Yoder’s company provides residential services for people with developmental disabilities. “I was active in my community and my church long before I decided to run for office without any [political] aspirations. I wanted to serve my community.” She was Farmington Township trustee from 2014 to 2017.

By contrast, “Mr. Law has been running for office most of his adult life,” she said. Law held the seat as state representative for the 64th District in 2005 and 2006 and is a retired small-business owner.

Yoder said a study indicated Ohio has a much larger number of regulations than the average state. She agrees with Ohio Senate President Larry Obhof, a lawyer originally from Ashtabula County, who wants to reduce the number of state regulations to eliminate ones not needed.

Yoder says she has been saying since her 2016 run for the 64th District seat she believes some of the state’s $2 billion rainy-day fund should be used to upgrade the state’s roads, bridges and internet.

There are a lot of Ohions without internet access, including farmers, she said. “You pretty much can’t run a business without it,” she said. In rural areas such as West Farmington, the speed of the internet also can be a problem. “It’s very frustrating,” she said.

Law said his run for the Ohio House has nothing to do with Yoder, who filed for the position a short time before him.

Regarding him being removed as party chairman, he said he “wouldn’t use the word bitter. I think a lot of injustices were done. I’ve moved on. I’m not going to fight this forever.” He does think, however, the change in leadership was “personal,” he said.

He is “the only one who can make this a competitive race in November” against O’Brien, he said.

“It’s a tough race, but I know what it takes to be competitive to get the [Republican] caucus to say ‘Hey, Randy’s won before,” Law said.

Law agrees with Yoder regarding using some of the state’s rainy-day fund for infrastructure upgrades such as roads and bridges.

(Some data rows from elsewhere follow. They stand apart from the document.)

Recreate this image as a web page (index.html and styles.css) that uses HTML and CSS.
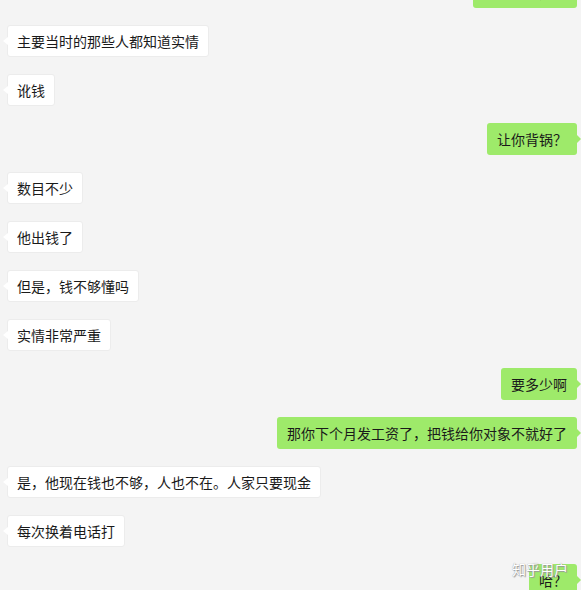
FILE: index.html
```html
<!DOCTYPE html>
<html lang="zh-CN">
<head>
<meta charset="utf-8">
<title>聊天记录</title>
<link rel="stylesheet" href="styles.css">
</head>
<body>
<div class="chat">
  <div class="row me"><div class="bubble">那我怎么办呢</div></div>
  <div class="row other"><div class="bubble">主要当时的那些人都知道实情</div></div>
  <div class="row other"><div class="bubble">讹钱</div></div>
  <div class="row me"><div class="bubble">让你背锅？</div></div>
  <div class="row other"><div class="bubble">数目不少</div></div>
  <div class="row other"><div class="bubble">他出钱了</div></div>
  <div class="row other"><div class="bubble">但是，钱不够懂吗</div></div>
  <div class="row other"><div class="bubble">实情非常严重</div></div>
  <div class="row me"><div class="bubble">要多少啊</div></div>
  <div class="row me"><div class="bubble">那你下个月发工资了，把钱给你对象不就好了</div></div>
  <div class="row other"><div class="bubble">是，他现在钱也不够，人也不在。人家只要现金</div></div>
  <div class="row other"><div class="bubble">每次换着电话打</div></div>
  <div class="row me"><div class="bubble">哈？</div></div>
</div>
<div class="watermark">知乎用户</div>
</body>
</html>
```

FILE: styles.css
```css
html, body {
  margin: 0;
  padding: 0;
  background: #f4f4f4;
  height: 590px;
  overflow: hidden;
}
body {
  position: relative;
  font-family: "Microsoft YaHei", "Noto Sans CJK SC", "Noto Sans", sans-serif;
}
.chat {
  display: flex;
  flex-direction: column;
  gap: 17px;
  margin-top: -24px;
  padding: 0 4px 0 7px;
}
.row {
  display: flex;
}
.row.me {
  justify-content: flex-end;
}
.bubble {
  position: relative;
  box-sizing: border-box;
  height: 32px;
  padding: 7px 10px;
  font-size: 14px;
  line-height: 18px;
  color: #1a1a1a;
  border-radius: 3px;
  white-space: nowrap;
}
.other .bubble {
  background: #ffffff;
  border: 1px solid #ececec;
  padding: 6px 9px;
}
.me .bubble {
  background: #9eea6a;
}
.other .bubble::before {
  content: "";
  position: absolute;
  left: -5px;
  top: 11px;
  border-style: solid;
  border-width: 4px 5px 4px 0;
  border-color: transparent #ffffff transparent transparent;
}
.me .bubble::after {
  content: "";
  position: absolute;
  right: -4px;
  top: 12px;
  border-style: solid;
  border-width: 4px 0 4px 4px;
  border-color: transparent transparent transparent #9eea6a;
}
.watermark {
  position: absolute;
  left: 512px;
  top: 560px;
  font-size: 14px;
  line-height: 18px;
  color: #ffffff;
  text-shadow: 0 0 1px #8a8a8a, 1px 1px 1px #9a9a9a;
  white-space: nowrap;
}
```
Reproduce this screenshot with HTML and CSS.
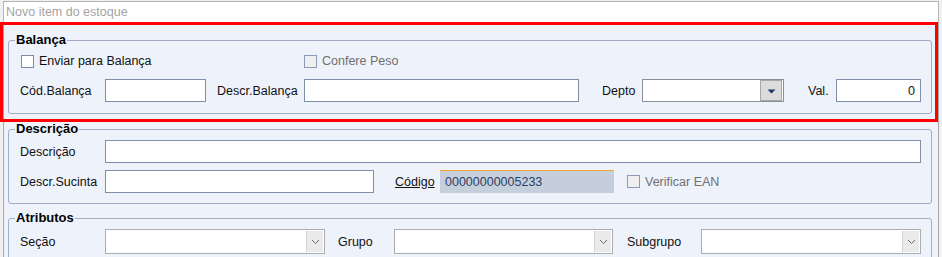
FILE: index.html
```html
<!DOCTYPE html>
<html lang="pt-BR">
<head>
    <meta charset="UTF-8">
    <title>Novo item do estoque</title>
    <link rel="stylesheet" href="styles.css">
</head>
<body>

    <div class="window">
        <input type="text" class="title-input" placeholder="Novo item do estoque">

        <div class="panel">
            <!-- Balança -->
            <fieldset class="group group-balanca">
                <legend>Balança</legend>
                <div class="group-body">
                    <div class="row row-checks">
                        <label class="check check-wide"><span class="box"></span>Enviar para Balança</label>
                        <label class="check disabled"><span class="box"></span>Confere Peso</label>
                    </div>
                    <div class="row row-gap">
                        <span class="lbl lbl-main">Cód.Balança</span>
                        <input type="text" class="field w-codbal">
                        <span class="lbl lbl-descbal">Descr.Balança</span>
                        <input type="text" class="field w-descbal">
                        <span class="lbl lbl-depto">Depto</span>
                        <div class="combo w-depto">
                            <span class="combo-btn">
                                <svg width="9" height="6" viewBox="0 0 9 6"><path d="M0.5 1.5h8L4.5 5.5z" fill="#1d3b6c"/></svg>
                            </span>
                        </div>
                        <span class="lbl lbl-val">Val.</span>
                        <input type="text" class="field w-val num" value="0">
                    </div>
                </div>
            </fieldset>

            <!-- Descrição -->
            <fieldset class="group group-desc">
                <legend>Descrição</legend>
                <div class="group-body">
                    <div class="row">
                        <span class="lbl lbl-main">Descrição</span>
                        <input type="text" class="field grow">
                    </div>
                    <div class="row row-gap-sm">
                        <span class="lbl lbl-main">Descr.Sucinta</span>
                        <input type="text" class="field w-sucinta">
                        <span class="lbl lbl-codigo"><u>Código</u></span>
                        <input type="text" class="field code" value="00000000005233" readonly>
                        <label class="check disabled check-ean"><span class="box"></span>Verificar EAN</label>
                    </div>
                </div>
            </fieldset>

            <!-- Atributos -->
            <fieldset class="group group-attr">
                <legend>Atributos</legend>
                <div class="group-body">
                    <div class="row">
                        <span class="lbl lbl-main">Seção</span>
                        <div class="select w-secao">
                            <span class="select-btn"><svg width="9" height="6" viewBox="0 0 9 6"><path d="M1 1l3.5 3.5L8 1" fill="none" stroke="#6b6b6b"/></svg></span>
                        </div>
                        <span class="lbl lbl-grupo">Grupo</span>
                        <div class="select w-grupo">
                            <span class="select-btn"><svg width="9" height="6" viewBox="0 0 9 6"><path d="M1 1l3.5 3.5L8 1" fill="none" stroke="#6b6b6b"/></svg></span>
                        </div>
                        <span class="lbl lbl-sub">Subgrupo</span>
                        <div class="select grow">
                            <span class="select-btn"><svg width="9" height="6" viewBox="0 0 9 6"><path d="M1 1l3.5 3.5L8 1" fill="none" stroke="#6b6b6b"/></svg></span>
                        </div>
                    </div>
                </div>
            </fieldset>
        </div>

        <!-- highlight frame drawn over the Balança box -->
        <div class="highlight"></div>
    </div>

</body>
</html>
```

FILE: styles.css
```css
/* Base window look */
body {
    margin: 0;
    background-color: #f0f0f0;
    font-family: "Liberation Sans", Arial, sans-serif;
    font-size: 12.5px;
    color: #111;
    overflow: hidden;
}

.window {
    position: relative;
    margin: 1px 3px 0 3px;
    height: 256px;
    display: flex;
    flex-direction: column;
}

.title-input {
    flex: none;
    height: 22px;
    margin: 0;
    padding: 0 2px;
    border: 1px solid #b5b5b5;
    background: white;
    font-family: inherit;
    font-size: 12.5px;
    box-sizing: border-box;
    outline: none;
}

.title-input::placeholder {
    color: #a3a3a3;
}

.panel {
    flex: 1;
    min-height: 0;
    overflow: hidden;
    background-color: #eef2fb;
    border-left: 1px solid #a9a9a9;
    border-right: 1px solid #a9a9a9;
    padding-top: 9px;
}

/* Group boxes */
.group {
    margin: 0 0 0 4px;
    padding: 0;
    width: 924px;
    box-sizing: border-box;
    border: 1px solid #a3adc4;
    border-radius: 3px;
    min-inline-size: 0;
}

.group legend {
    margin-left: 6px;
    padding: 0 1px;
    font-weight: bold;
    font-size: 13px;
    line-height: 16px;
    color: #000;
}

.group-desc { margin-top: 7px; }
.group-attr { margin-top: 6px; }

.group-balanca .group-body { padding: 5px 10px 11px 11px; }
.group-desc .group-body { padding: 3px 10px 10px 11px; }
.group-attr .group-body { padding: 3px 10px 10px 11px; }

.row {
    display: flex;
    align-items: center;
}

.row-checks { height: 16px; }
.row-gap { margin-top: 10px; }
.row-gap-sm { margin-top: 7px; }

.lbl {
    white-space: nowrap;
    flex: none;
}

.lbl-main { width: 85px; }
.lbl-descbal { width: 87px; margin-left: 11px; }
.lbl-depto { width: 40px; margin-left: 23px; }
.lbl-val { width: 28px; margin-left: 24px; }
.lbl-codigo { width: 45px; margin-left: 21px; }
.lbl-grupo { width: 56px; margin-left: 13px; }
.lbl-sub { width: 74px; margin-left: 14px; }

/* Edit fields */
.field {
    height: 23px;
    margin: 0;
    padding: 0 4px;
    border: 1px solid #8090ab;
    background: white;
    box-sizing: border-box;
    font-family: inherit;
    font-size: 12.5px;
    color: #111;
    outline: none;
    flex: none;
}

.grow { flex: 1; }
.field.grow { flex: 1; width: auto; }

.w-codbal { width: 101px; }
.w-descbal { width: 275px; }
.w-val { width: 85px; }
.w-sucinta { width: 269px; }

.num {
    text-align: right;
    padding-right: 5px;
}

.code {
    width: 174px;
    background-color: #c5cfdb;
    border: none;
    border-top: 1px solid #f5a33a;
    color: #2d4066;
    padding-left: 5px;
}

/* Depto combo */
.combo {
    height: 23px;
    border: 1px solid #8a8f99;
    background: white;
    box-sizing: border-box;
    display: flex;
    justify-content: flex-end;
    align-items: stretch;
    padding: 0 1px 0 0;
    flex: none;
}

.w-depto { width: 142px; }

.combo-btn {
    width: 22px;
    background-color: #dcdcdc;
    border: 1px solid #a8a8a8;
    box-sizing: border-box;
    display: flex;
    align-items: center;
    justify-content: center;
}

/* Atributos selects */
.select {
    height: 25px;
    border: 1px solid #abadb3;
    background: white;
    box-sizing: border-box;
    display: flex;
    justify-content: flex-end;
    padding: 1px;
    flex: none;
}

.select.grow { flex: 1; }

.w-secao { width: 220px; }
.w-grupo { width: 219px; }

.select-btn {
    width: 16px;
    background-color: #eaeaea;
    border-left: 1px solid #d2d2d2;
    display: flex;
    align-items: center;
    justify-content: center;
}

/* Check boxes */
.check {
    display: flex;
    align-items: center;
    white-space: nowrap;
    flex: none;
}

.check .box {
    width: 13px;
    height: 13px;
    border: 1px solid #7c8ca8;
    background: white;
    box-sizing: border-box;
    margin-right: 5px;
}

.check-wide {
    width: 283px;
    margin-left: 1px;
}

.check.disabled {
    color: #707070;
}

.check.disabled .box {
    background-color: #efefef;
    border-color: #8d9cb6;
}

.check-ean { margin-left: 13px; }

/* Red highlight frame */
.highlight {
    position: absolute;
    left: -3px;
    top: 21px;
    width: 938px;
    height: 100px;
    border: 3px solid #ff0000;
    box-sizing: border-box;
    pointer-events: none;
}
```
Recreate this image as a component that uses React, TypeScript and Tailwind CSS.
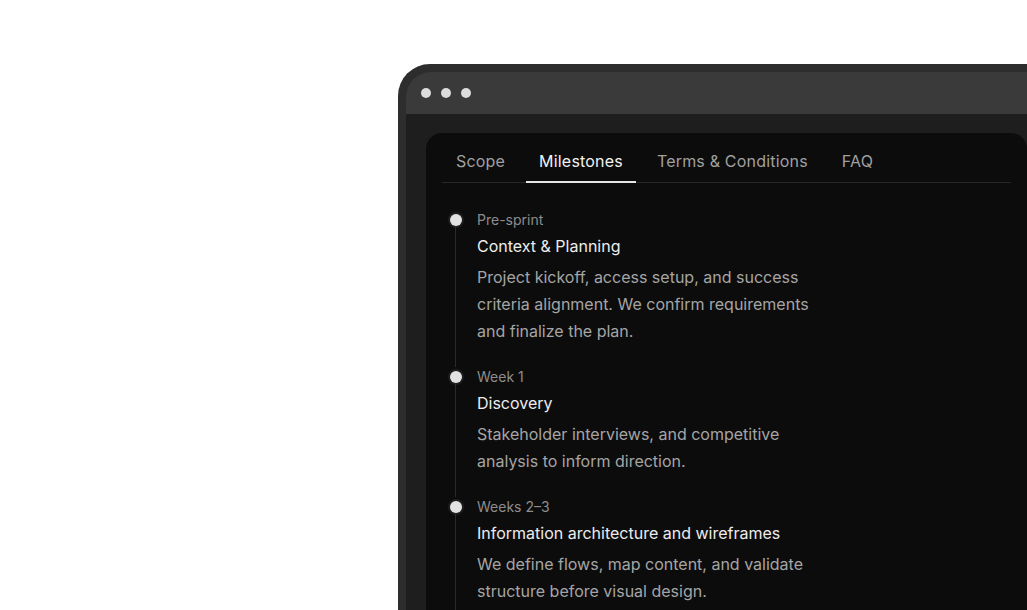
import { useState } from 'react';

const tabs = ['Scope', 'Milestones', 'Terms & Conditions', 'FAQ'];

const milestones = [
    {
        when: 'Pre-sprint',
        title: 'Context & Planning',
        body: 'Project kickoff, access setup, and success criteria alignment. We confirm requirements and finalize the plan.',
    },
    {
        when: 'Week 1',
        title: 'Discovery',
        body: 'Stakeholder interviews, and competitive analysis to inform direction.',
    },
    {
        when: 'Weeks 2–3',
        title: 'Information architecture and wireframes',
        body: 'We define flows, map content, and validate structure before visual design.',
    },
];

export default function App() {
    const [active, setActive] = useState('Milestones');

    return (
        <div
            className="h-[610px] w-[1027px] overflow-hidden bg-white pl-[398px] pt-[64px]"
            style={{ fontFamily: 'Inter, "Noto Sans", sans-serif' }}
        >
            {/* window frame */}
            <div className="w-[660px] rounded-tl-[32px] bg-[#2d2d2d] pl-2 pt-2">
                <div className="overflow-hidden rounded-tl-[25px]">
                    <div className="flex h-[42px] items-center gap-[10px] bg-[#3a3a3a] pl-[15px]">
                        <span className="h-[10px] w-[10px] rounded-full bg-[#dcdcdc]"></span>
                        <span className="h-[10px] w-[10px] rounded-full bg-[#dcdcdc]"></span>
                        <span className="h-[10px] w-[10px] rounded-full bg-[#dcdcdc]"></span>
                    </div>

                    <div className="bg-[#1e1e1e] pl-5 pt-[19px] pr-5">
                        <div className="w-[601px] rounded-[16px] bg-[#0c0c0c] px-4 pb-10">
                            <div className="flex gap-2 border-b border-[#262626] pl-px">
                                {tabs.map((tab) => (
                                    <button
                                        key={tab}
                                        onClick={() => setActive(tab)}
                                        className={`-mb-px border-b-2 px-[13px] pt-4 pb-2 text-base leading-6 tracking-[0.012em] ${
                                            active === tab
                                                ? 'border-[#e6e6e6] text-[#f2f2f2]'
                                                : 'border-transparent text-[#a0a0a0]'
                                        }`}
                                    >
                                        {tab}
                                    </button>
                                ))}
                            </div>

                            <div className="pt-[27px]">
                                {milestones.map((m) => (
                                    <div key={m.when} className="flex">
                                        <div className="flex w-[27px] flex-col items-center pt-1">
                                            <span className="h-3 w-3 shrink-0 rounded-full bg-[#e2e2e2] shadow-[0_0_0_2px_rgba(255,255,255,0.07)]"></span>
                                            <span className="w-px flex-1 bg-[#2a2a2a]"></span>
                                        </div>
                                        <div className="ml-2 max-w-[340px] pb-[22px]">
                                            <p className="text-sm leading-5 text-[#8d8d8d]">{m.when}</p>
                                            <p className="mt-[4px] text-base leading-6 text-[#ececec]">{m.title}</p>
                                            <p className="mt-[6px] text-base leading-[27px] text-[#a5a5a5]">{m.body}</p>
                                        </div>
                                    </div>
                                ))}
                            </div>
                        </div>
                    </div>
                </div>
            </div>
        </div>
    );
}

“If it means bringing in federal dollars, I’d be in favor of a certain percentage of that,” he said.

Law raised the issue of traffic cameras on his candidate questionnaire and says he’s opposed to them.

“I’m adamantly opposed to the way these things are set up. They are just money generators. I don’t think they overall increase safety. They increase safety in certain areas. They actually decrease safety in certain areas if you’re not careful,” he said.